— START —

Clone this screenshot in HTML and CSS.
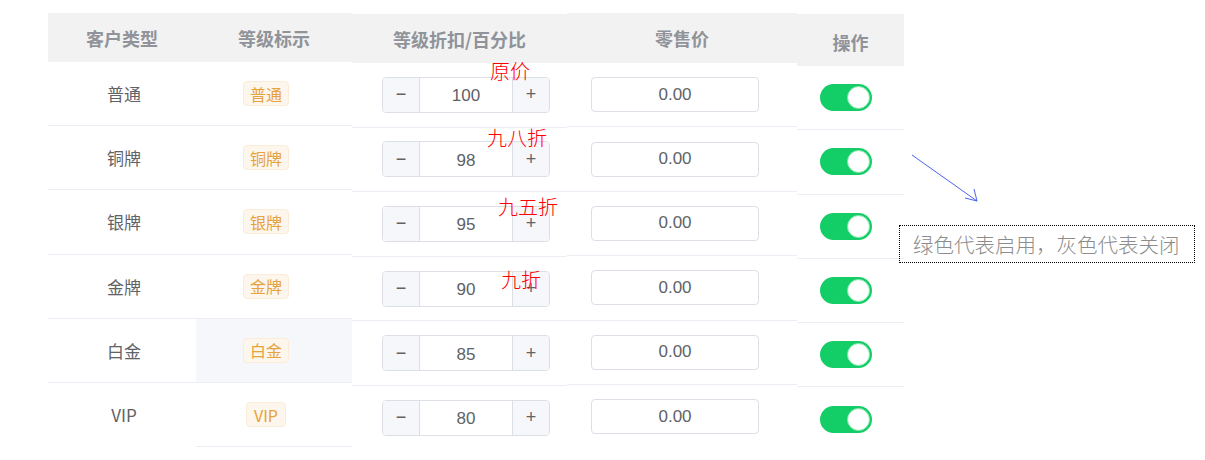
FILE: index.html
```html
<!DOCTYPE html>
<html lang="zh-CN">
<head>
    <meta charset="UTF-8">
    <title>客户等级折扣</title>
    <link rel="stylesheet" href="styles.css">
</head>
<body>
    <div class="page">
        <div class="table">
            <!-- 客户类型 -->
            <div class="col col-type">
                <div class="head">客户类型</div>
                <div class="cell">普通</div>
                <div class="cell">铜牌</div>
                <div class="cell">银牌</div>
                <div class="cell">金牌</div>
                <div class="cell">白金</div>
                <div class="cell last">VIP</div>
            </div>

            <!-- 等级标示 -->
            <div class="col col-tag">
                <div class="head">等级标示</div>
                <div class="cell"><span class="tag">普通</span></div>
                <div class="cell"><span class="tag">铜牌</span></div>
                <div class="cell"><span class="tag">银牌</span></div>
                <div class="cell"><span class="tag">金牌</span></div>
                <div class="cell hover"><span class="tag">白金</span></div>
                <div class="cell"><span class="tag">VIP</span></div>
            </div>

            <!-- 折扣 -->
            <div class="col col-rate">
                <div class="head">等级折扣/百分比</div>
                <div class="cell"><div class="stepper"><span class="btn">−</span><span class="num">100</span><span class="btn">+</span></div></div>
                <div class="cell"><div class="stepper"><span class="btn">−</span><span class="num">98</span><span class="btn">+</span></div></div>
                <div class="cell"><div class="stepper"><span class="btn">−</span><span class="num">95</span><span class="btn">+</span></div></div>
                <div class="cell"><div class="stepper"><span class="btn">−</span><span class="num">90</span><span class="btn">+</span></div></div>
                <div class="cell"><div class="stepper"><span class="btn">−</span><span class="num">85</span><span class="btn">+</span></div></div>
                <div class="cell last"><div class="stepper"><span class="btn">−</span><span class="num">80</span><span class="btn">+</span></div></div>
            </div>

            <!-- 零售价 -->
            <div class="col col-price">
                <div class="head">零售价</div>
                <div class="cell"><div class="price">0.00</div></div>
                <div class="cell"><div class="price">0.00</div></div>
                <div class="cell"><div class="price">0.00</div></div>
                <div class="cell"><div class="price">0.00</div></div>
                <div class="cell"><div class="price">0.00</div></div>
                <div class="cell last"><div class="price">0.00</div></div>
            </div>

            <!-- 操作 -->
            <div class="col col-op">
                <div class="head">操作</div>
                <div class="cell"><span class="switch"></span></div>
                <div class="cell"><span class="switch"></span></div>
                <div class="cell"><span class="switch"></span></div>
                <div class="cell"><span class="switch"></span></div>
                <div class="cell"><span class="switch"></span></div>
                <div class="cell last"><span class="switch"></span></div>
            </div>
        </div>

        <!-- 标注 -->
        <span class="mark mark-1">原价</span>
        <span class="mark mark-2">九八折</span>
        <span class="mark mark-3">九五折</span>
        <span class="mark mark-4">九折</span>

        <svg class="arrow" width="80" height="60" viewBox="0 0 80 60">
            <path d="M2 2 L67 48" stroke="#4a63f0" stroke-width="1" fill="none"/>
            <path d="M55 45 L67 48 L64 36" stroke="#4a63f0" stroke-width="1" fill="none"/>
        </svg>
        <div class="note">绿色代表启用，灰色代表关闭</div>
    </div>
</body>
</html>
```

FILE: styles.css
```css
body {
    margin: 0;
    background-color: #fff;
    font-family: "Noto Sans CJK SC", "Liberation Sans", sans-serif;
}
.page {
    position: relative;
    width: 1205px;
    height: 460px;
}
.table {
    display: flex;
    align-items: flex-start;
    padding: 13px 0 0 48px;
}
.col {
    display: flex;
    flex-direction: column;
}
.head {
    display: flex;
    align-items: center;
    justify-content: center;
    background-color: #f2f2f2;
    color: #909399;
    font-size: 18px;
    font-weight: bold;
    height: 49px;
}
.cell {
    display: flex;
    align-items: center;
    justify-content: center;
    box-sizing: border-box;
    height: 64.2px;
    border-bottom: 1px solid #ebeef5;
    color: #606266;
    font-size: 17px;
}
.cell.last {
    border-bottom-color: transparent;
}
.cell.hover {
    background-color: #f5f7fa;
}

.col-type { width: 148px; }
.col-type .cell { padding-left: 4px; }
.col-tag { width: 156px; }
.col-tag .cell { padding-right: 16px; }
.col-rate { width: 215px; margin-top: 1px; }
.col-rate .cell { height: 64.6px; padding-left: 13px; }
.col-price { width: 230px; }
.col-price .head { height: 50px; }
.col-price .cell { height: 64.4px; padding-right: 14px; }
.col-op { width: 107px; margin-top: 1px; }
.col-op .head { height: 52px; padding-top: 4px; box-sizing: border-box; }
.col-op .cell { height: 64.3px; padding-right: 10px; }

.tag {
    display: inline-flex;
    align-items: center;
    justify-content: center;
    box-sizing: border-box;
    width: 46px;
    height: 25px;
    background-color: #fdf6ec;
    border: 1px solid #faecd8;
    border-radius: 4px;
    color: #e6a23c;
    font-size: 16px;
}
.col-tag .cell:last-child .tag {
    width: 40px;
}

.stepper {
    display: flex;
    box-sizing: border-box;
    width: 168px;
    height: 36px;
    border: 1px solid #dcdfe6;
    border-radius: 4px;
    overflow: hidden;
    font-family: "Liberation Sans", "Noto Sans CJK SC", sans-serif;
}
.stepper .btn {
    display: flex;
    align-items: center;
    justify-content: center;
    width: 36px;
    background-color: #f5f7fa;
    color: #606266;
    font-size: 18px;
}
.stepper .btn:first-child { border-right: 1px solid #dcdfe6; }
.stepper .btn:last-child { border-left: 1px solid #dcdfe6; }
.stepper .num {
    flex: 1;
    display: flex;
    align-items: center;
    justify-content: center;
    padding-top: 3px;
    color: #606266;
    font-size: 17px;
}

.price {
    display: flex;
    align-items: center;
    justify-content: center;
    box-sizing: border-box;
    width: 168px;
    height: 35px;
    border: 1px solid #dcdfe6;
    border-radius: 4px;
    color: #606266;
    font-family: "Liberation Sans", "Noto Sans CJK SC", sans-serif;
    font-size: 17px;
}

.switch {
    position: relative;
    display: inline-block;
    width: 52px;
    height: 27px;
    border-radius: 14px;
    background-color: #13ce66;
}
.switch::after {
    content: "";
    position: absolute;
    top: 2px;
    right: 2px;
    width: 21px;
    height: 21px;
    border: 1px solid #7ee3a8;
    border-radius: 50%;
    background-color: #fff;
}

/* 标注 */
.mark {
    position: absolute;
    color: #ff0000;
    font-size: 20px;
    font-weight: 300;
    line-height: 20px;
}
.mark-1 { left: 490px; top: 61px; }
.mark-2 { left: 487px; top: 128px; }
.mark-3 { left: 498px; top: 197px; }
.mark-4 { left: 501px; top: 270px; }

.arrow {
    position: absolute;
    left: 910px;
    top: 153px;
}
.note {
    position: absolute;
    left: 899px;
    top: 225px;
    box-sizing: border-box;
    width: 296px;
    height: 38px;
    padding-left: 13px;
    border: 1px dotted #000;
    color: #8c8c8c;
    font-size: 20.5px;
    font-weight: 300;
    line-height: 36px;
    white-space: nowrap;
}
```
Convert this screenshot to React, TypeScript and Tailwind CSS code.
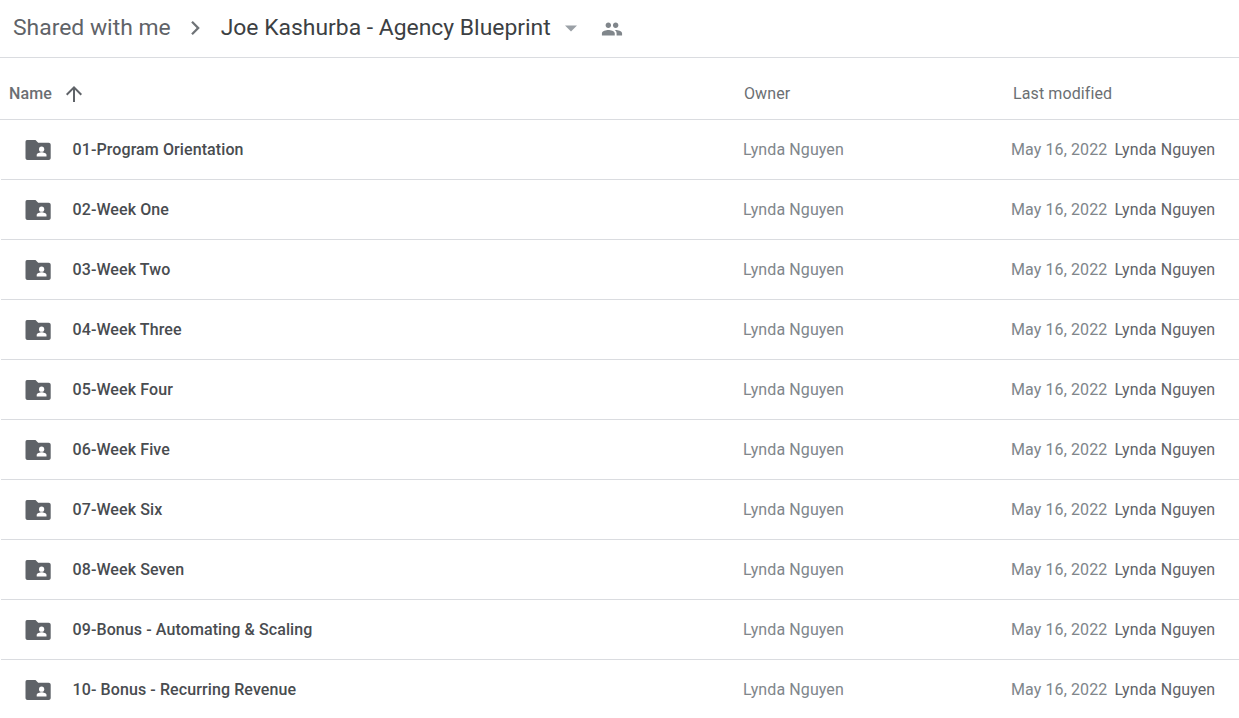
const rows = [
  "01-Program Orientation",
  "02-Week One",
  "03-Week Two",
  "04-Week Three",
  "05-Week Four",
  "06-Week Five",
  "07-Week Six",
  "08-Week Seven",
  "09-Bonus - Automating & Scaling",
  "10- Bonus - Recurring Revenue",
];

function SharedFolder() {
  return (
    <svg width="26" height="20" viewBox="0 0 26 20" className="block shrink-0">
      <path
        fill="#5f6368"
        d="M2 0h8.500l2.700 2.800h10.500c1.100 0 2 .9 2 2V18c0 1.100-.9 2-2 2H2.500c-1.100 0-2-.9-2-2V2C.5.900 1.100 0 2 0z"
      />
      <circle cx="16.600" cy="9.200" r="2.600" fill="#fff" />
      <path fill="#fff" d="M11.700 16.400v-1.400c0-1.800 3.300-2.700 4.900-2.700s4.900.9 4.900 2.700v1.400z" />
    </svg>
  );
}

export default function App() {
  return (
    <div className="w-[1239px] h-[718px] overflow-hidden bg-white font-['Roboto',sans-serif]">
      <div className="h-[58px] border-b border-[#dadce0] flex items-center pl-[13px] pb-[1px]">
        <span className="text-[22.9px] text-[#5f6368]">Shared with me</span>
        <svg width="9" height="14" viewBox="0 0 8.600 14" className="ml-[20px] mr-[21px]">
          <path fill="#6f7377" d="M1.600 0 0 1.600 5.400 7 0 12.400 1.600 14 8.600 7z" />
        </svg>
        <span className="text-[22.9px] text-[#3c4043]">Joe Kashurba - Agency Blueprint</span>
        <svg width="12" height="7" viewBox="0 0 14 8" className="ml-[14px] mt-[1px]">
          <path fill="#9aa0a6" d="M0 .5h14L7 7.500z" />
        </svg>
        <svg width="22" height="22" viewBox="0 0 24 24" className="ml-[24px] mt-[2px]">
          <path
            fill="#80868b"
            d="M16 11c1.660 0 2.990-1.340 2.990-3S17.660 5 16 5c-1.660 0-3 1.340-3 3s1.340 3 3 3zm-8 0c1.660 0 2.990-1.340 2.990-3S9.660 5 8 5C6.340 5 5 6.340 5 8s1.340 3 3 3zm0 2c-2.330 0-7 1.170-7 3.500V19h14v-2.500c0-2.330-4.670-3.500-7-3.500zm8 0c-.29 0-.62.02-.97.050 1.160.84 1.970 1.970 1.970 3.450V19h6v-2.500c0-2.330-4.670-3.500-7-3.500z"
          />
        </svg>
      </div>
      <div className="h-[62px] border-b border-[#dadce0] flex items-center pt-[10px] text-[16px] tracking-[0.1px] text-[#6b6f73]">
        <div className="w-[743px] flex items-center pl-[9px]">
          <span className="font-medium">Name</span>
          <svg width="24" height="24" viewBox="0 0 24 24" className="ml-[10px]">
            <path fill="#5f6368" d="M4 12l1.410 1.410L11 7.830V20h2V7.830l5.580 5.590L20 12l-8-8-8 8z" />
          </svg>
        </div>
        <div className="w-[269px] pl-px">Owner</div>
        <div className="pl-px">Last modified</div>
      </div>
      {rows.map((r) => (
        <div key={r} className="h-[60px] ml-px border-b border-[#dadce0] flex items-center text-[16px] tracking-[0.1px]">
          <div className="w-[742px] flex items-center pl-[24px]">
            <SharedFolder />
            <span className="ml-[21.5px] font-medium text-[#494c50]">{r}</span>
          </div>
          <div className="w-[268px] text-[#80868b]">Lynda Nguyen</div>
          <div className="text-[#80868b]">May 16, 2022</div>
          <div className="ml-[7px] text-[#5f6368]">Lynda Nguyen</div>
        </div>
      ))}
    </div>
  );
}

— END —

- _Exercise task_
Using the records above, list each line that includes "screenshot".

- _Completed task_
Clone this screenshot in HTML and CSS.
Convert this screenshot to React, TypeScript and Tailwind CSS code.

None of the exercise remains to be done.